_Task to complete_
Show all lines holding "size".

_Raw data_
— Start —

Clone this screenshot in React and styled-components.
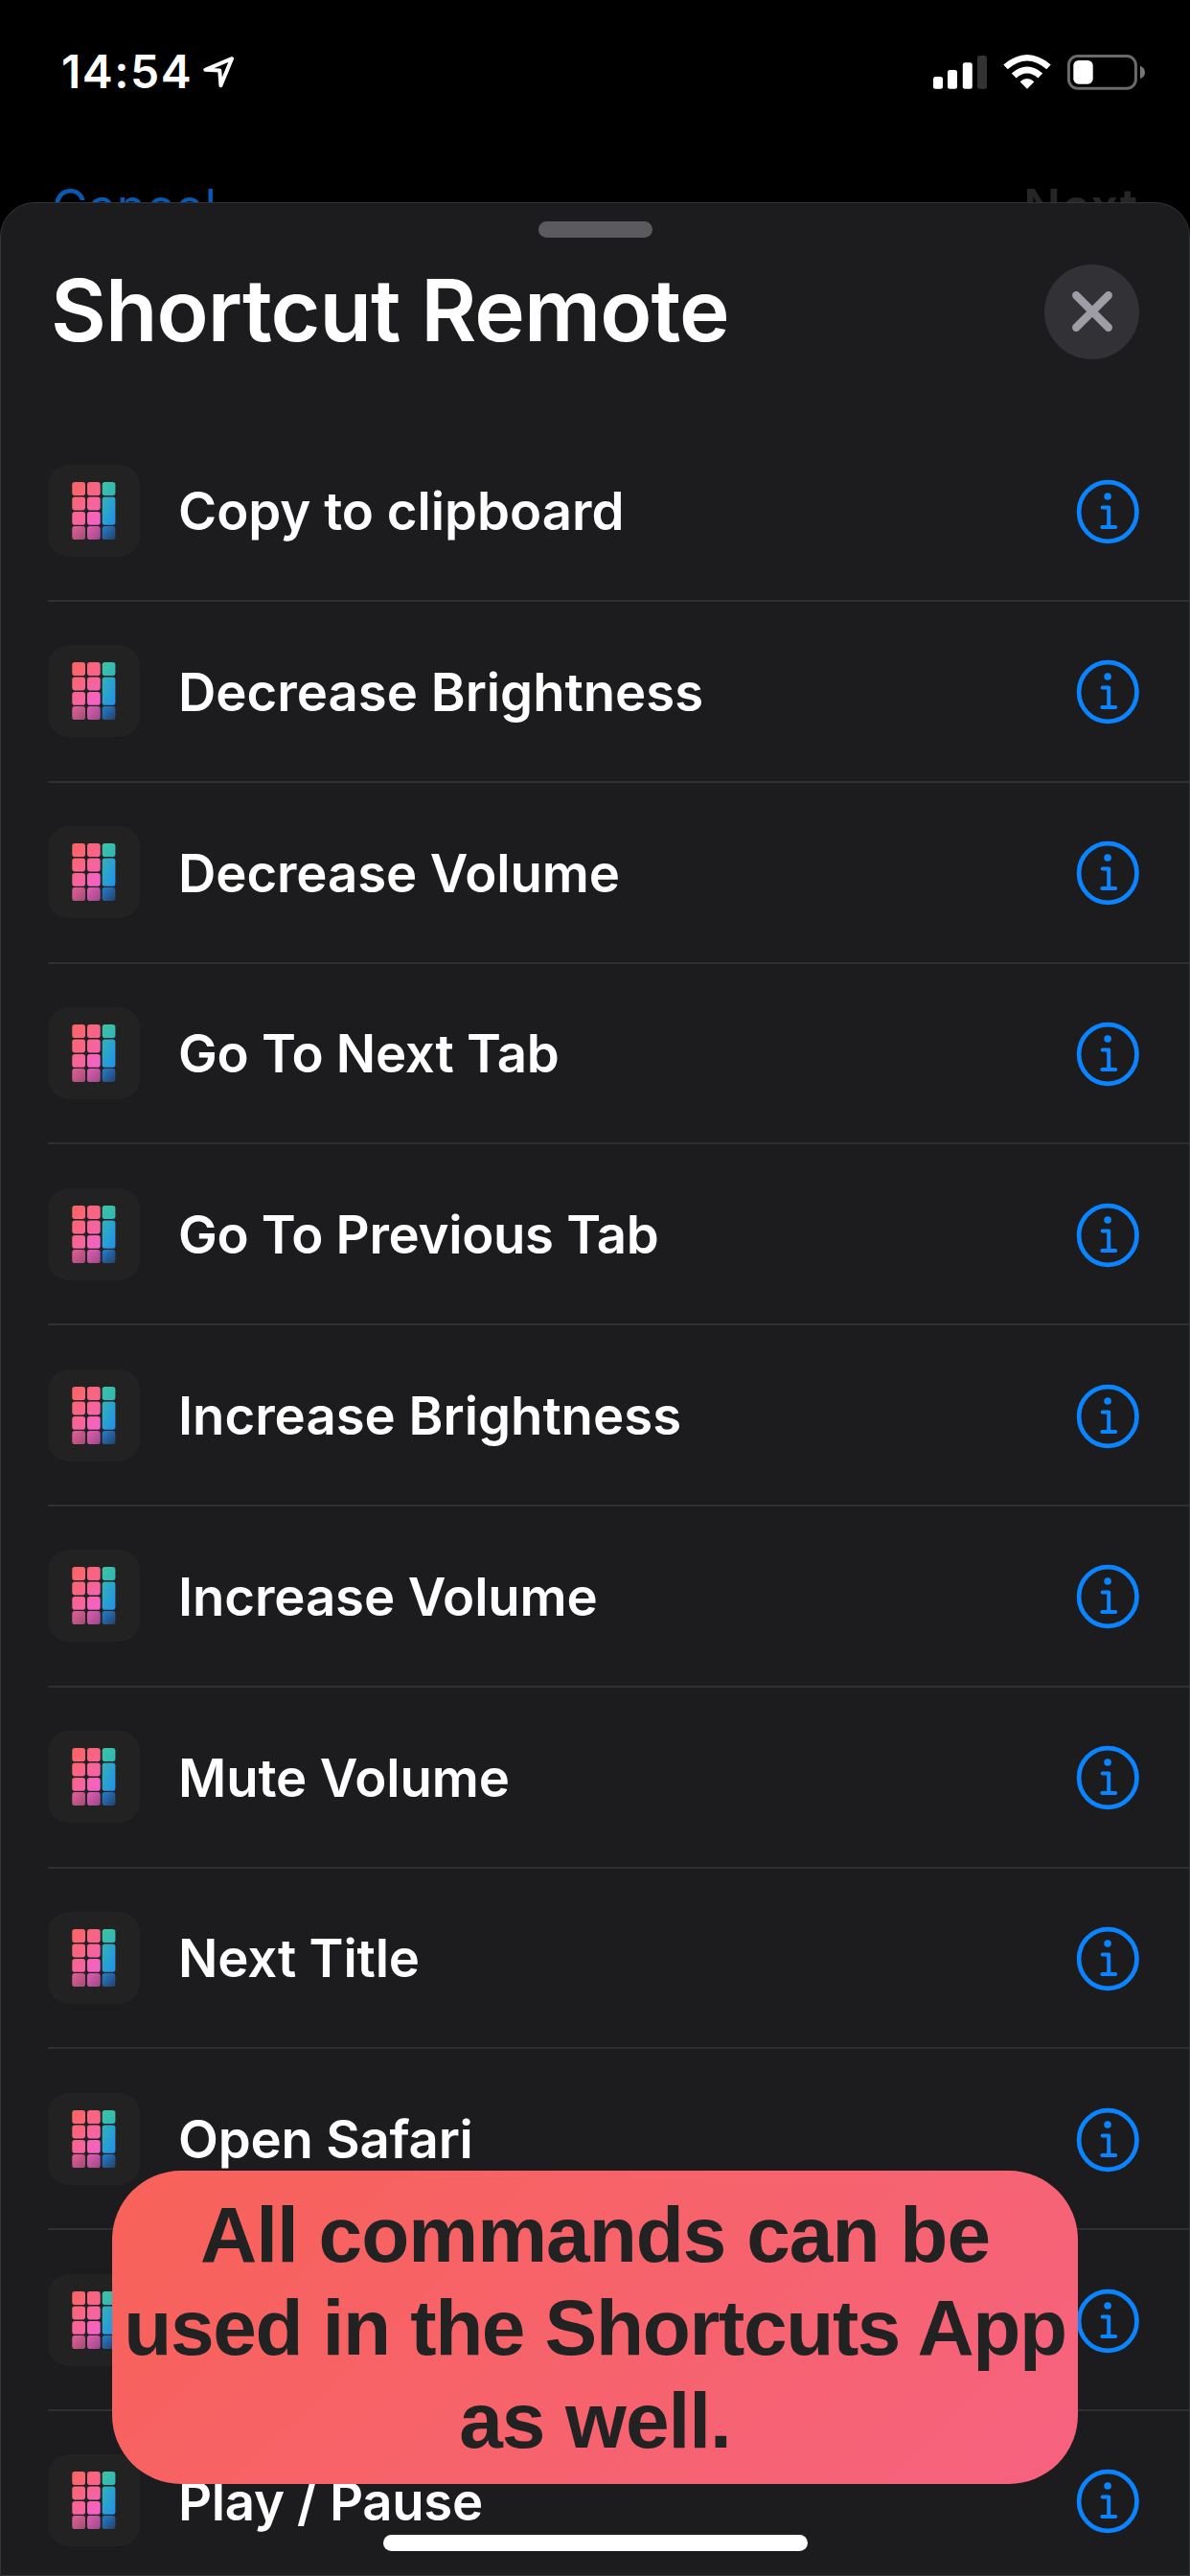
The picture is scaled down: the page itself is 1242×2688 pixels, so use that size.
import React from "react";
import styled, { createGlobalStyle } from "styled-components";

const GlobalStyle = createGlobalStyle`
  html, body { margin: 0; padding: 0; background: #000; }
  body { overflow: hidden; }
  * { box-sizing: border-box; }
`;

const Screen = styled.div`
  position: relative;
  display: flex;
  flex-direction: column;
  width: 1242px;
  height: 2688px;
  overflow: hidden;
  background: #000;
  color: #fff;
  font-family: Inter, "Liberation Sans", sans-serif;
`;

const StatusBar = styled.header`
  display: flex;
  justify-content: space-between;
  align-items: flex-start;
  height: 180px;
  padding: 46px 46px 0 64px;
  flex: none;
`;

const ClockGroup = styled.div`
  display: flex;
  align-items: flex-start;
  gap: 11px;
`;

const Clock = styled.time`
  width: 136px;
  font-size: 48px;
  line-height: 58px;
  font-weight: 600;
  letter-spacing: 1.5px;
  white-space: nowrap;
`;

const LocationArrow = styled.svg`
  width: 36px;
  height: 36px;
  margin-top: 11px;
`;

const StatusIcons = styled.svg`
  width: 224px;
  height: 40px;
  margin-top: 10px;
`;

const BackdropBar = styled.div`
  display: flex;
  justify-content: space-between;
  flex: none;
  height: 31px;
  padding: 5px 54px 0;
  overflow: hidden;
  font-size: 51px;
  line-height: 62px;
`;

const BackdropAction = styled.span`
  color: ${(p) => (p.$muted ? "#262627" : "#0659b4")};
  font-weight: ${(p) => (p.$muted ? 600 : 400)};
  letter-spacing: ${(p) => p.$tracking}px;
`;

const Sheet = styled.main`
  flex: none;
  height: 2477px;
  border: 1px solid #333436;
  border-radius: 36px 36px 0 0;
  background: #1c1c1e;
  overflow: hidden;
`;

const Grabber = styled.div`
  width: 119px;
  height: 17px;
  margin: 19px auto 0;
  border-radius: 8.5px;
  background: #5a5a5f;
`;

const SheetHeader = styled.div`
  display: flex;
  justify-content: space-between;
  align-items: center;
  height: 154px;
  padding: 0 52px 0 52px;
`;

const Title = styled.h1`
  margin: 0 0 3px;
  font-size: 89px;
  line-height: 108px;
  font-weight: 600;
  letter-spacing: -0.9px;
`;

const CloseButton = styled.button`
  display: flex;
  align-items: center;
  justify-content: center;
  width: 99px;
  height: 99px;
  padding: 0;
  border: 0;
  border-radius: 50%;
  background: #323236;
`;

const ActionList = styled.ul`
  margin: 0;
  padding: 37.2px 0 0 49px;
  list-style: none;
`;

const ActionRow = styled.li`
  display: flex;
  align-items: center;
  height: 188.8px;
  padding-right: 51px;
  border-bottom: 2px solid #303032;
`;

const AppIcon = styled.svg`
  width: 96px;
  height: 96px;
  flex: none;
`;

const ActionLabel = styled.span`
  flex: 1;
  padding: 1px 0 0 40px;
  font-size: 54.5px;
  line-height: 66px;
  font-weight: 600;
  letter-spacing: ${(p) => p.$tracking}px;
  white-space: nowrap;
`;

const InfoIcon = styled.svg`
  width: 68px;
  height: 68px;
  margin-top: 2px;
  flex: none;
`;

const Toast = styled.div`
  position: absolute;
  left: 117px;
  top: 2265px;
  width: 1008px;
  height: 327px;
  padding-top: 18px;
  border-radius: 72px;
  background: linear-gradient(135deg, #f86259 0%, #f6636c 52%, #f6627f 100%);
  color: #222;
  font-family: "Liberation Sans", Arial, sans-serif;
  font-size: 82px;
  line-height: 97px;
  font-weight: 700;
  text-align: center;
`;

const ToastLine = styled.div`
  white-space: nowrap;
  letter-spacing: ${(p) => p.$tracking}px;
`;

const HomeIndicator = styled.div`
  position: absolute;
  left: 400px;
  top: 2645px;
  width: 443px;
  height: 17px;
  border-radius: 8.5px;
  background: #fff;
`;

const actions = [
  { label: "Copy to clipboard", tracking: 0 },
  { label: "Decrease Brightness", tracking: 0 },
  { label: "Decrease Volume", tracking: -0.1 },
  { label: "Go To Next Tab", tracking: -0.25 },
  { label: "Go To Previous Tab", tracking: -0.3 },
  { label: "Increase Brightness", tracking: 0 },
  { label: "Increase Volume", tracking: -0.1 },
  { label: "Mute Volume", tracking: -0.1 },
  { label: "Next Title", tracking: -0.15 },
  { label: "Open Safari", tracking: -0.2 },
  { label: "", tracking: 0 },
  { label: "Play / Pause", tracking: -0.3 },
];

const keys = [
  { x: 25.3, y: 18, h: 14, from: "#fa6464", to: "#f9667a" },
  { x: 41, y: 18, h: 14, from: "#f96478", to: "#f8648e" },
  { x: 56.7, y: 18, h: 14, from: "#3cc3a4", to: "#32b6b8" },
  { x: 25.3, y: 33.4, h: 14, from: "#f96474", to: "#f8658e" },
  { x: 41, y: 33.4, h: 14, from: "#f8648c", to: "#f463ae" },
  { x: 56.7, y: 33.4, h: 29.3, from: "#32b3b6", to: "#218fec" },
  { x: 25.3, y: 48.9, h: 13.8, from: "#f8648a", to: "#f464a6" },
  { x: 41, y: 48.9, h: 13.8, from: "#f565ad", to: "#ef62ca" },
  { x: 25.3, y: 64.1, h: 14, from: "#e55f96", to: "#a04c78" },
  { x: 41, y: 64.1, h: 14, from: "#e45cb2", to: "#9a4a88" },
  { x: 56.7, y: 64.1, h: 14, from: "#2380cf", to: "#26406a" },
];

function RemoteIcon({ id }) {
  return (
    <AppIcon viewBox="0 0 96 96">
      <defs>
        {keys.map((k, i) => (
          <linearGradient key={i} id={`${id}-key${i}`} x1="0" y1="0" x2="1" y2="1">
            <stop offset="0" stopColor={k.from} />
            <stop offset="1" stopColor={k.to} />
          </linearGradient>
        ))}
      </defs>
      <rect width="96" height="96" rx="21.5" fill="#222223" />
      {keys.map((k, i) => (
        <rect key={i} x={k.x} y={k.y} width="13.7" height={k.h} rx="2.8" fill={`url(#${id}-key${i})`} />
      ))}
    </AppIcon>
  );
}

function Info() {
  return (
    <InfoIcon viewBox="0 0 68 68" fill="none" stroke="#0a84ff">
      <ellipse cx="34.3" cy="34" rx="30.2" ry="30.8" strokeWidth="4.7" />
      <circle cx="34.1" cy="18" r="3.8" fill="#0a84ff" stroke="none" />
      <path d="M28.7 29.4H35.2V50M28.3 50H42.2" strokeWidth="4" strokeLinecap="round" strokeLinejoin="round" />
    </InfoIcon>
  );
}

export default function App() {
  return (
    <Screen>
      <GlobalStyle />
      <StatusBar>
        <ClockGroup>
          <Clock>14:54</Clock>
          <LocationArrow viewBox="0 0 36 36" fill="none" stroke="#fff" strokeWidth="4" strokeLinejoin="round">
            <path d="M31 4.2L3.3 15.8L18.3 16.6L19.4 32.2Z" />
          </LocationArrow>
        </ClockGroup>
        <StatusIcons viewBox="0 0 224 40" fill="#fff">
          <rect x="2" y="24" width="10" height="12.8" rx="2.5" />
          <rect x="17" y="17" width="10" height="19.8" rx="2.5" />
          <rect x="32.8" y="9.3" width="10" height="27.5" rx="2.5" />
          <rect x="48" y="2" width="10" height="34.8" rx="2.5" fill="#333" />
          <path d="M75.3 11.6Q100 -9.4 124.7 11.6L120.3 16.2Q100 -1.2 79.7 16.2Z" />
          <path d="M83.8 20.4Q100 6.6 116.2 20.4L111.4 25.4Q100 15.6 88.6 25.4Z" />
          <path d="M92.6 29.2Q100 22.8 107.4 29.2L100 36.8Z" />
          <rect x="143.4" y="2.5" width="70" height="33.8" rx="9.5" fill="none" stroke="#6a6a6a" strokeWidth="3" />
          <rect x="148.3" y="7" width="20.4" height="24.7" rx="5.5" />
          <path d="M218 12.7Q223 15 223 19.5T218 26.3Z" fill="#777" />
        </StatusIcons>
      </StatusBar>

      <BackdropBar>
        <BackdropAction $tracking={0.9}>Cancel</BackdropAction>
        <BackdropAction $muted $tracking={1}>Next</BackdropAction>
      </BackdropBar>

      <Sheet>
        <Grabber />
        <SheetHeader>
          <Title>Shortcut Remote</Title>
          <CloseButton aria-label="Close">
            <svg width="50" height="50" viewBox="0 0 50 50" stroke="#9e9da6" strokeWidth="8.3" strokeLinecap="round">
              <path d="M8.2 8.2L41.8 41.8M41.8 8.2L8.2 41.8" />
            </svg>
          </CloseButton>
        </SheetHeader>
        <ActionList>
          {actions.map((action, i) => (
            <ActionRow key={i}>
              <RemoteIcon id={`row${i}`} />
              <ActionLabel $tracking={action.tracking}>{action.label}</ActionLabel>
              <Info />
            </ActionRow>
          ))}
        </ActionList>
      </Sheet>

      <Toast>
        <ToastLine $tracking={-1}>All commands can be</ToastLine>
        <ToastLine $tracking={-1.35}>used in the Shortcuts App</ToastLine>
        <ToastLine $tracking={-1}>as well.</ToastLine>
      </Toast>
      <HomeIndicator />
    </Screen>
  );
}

— End —

_Task result_
The picture is scaled down: the page itself is 1242×2688 pixels, so use that size.
  font-size: 48px;
  font-size: 51px;
  font-size: 89px;
  font-size: 54.5px;
  font-size: 82px;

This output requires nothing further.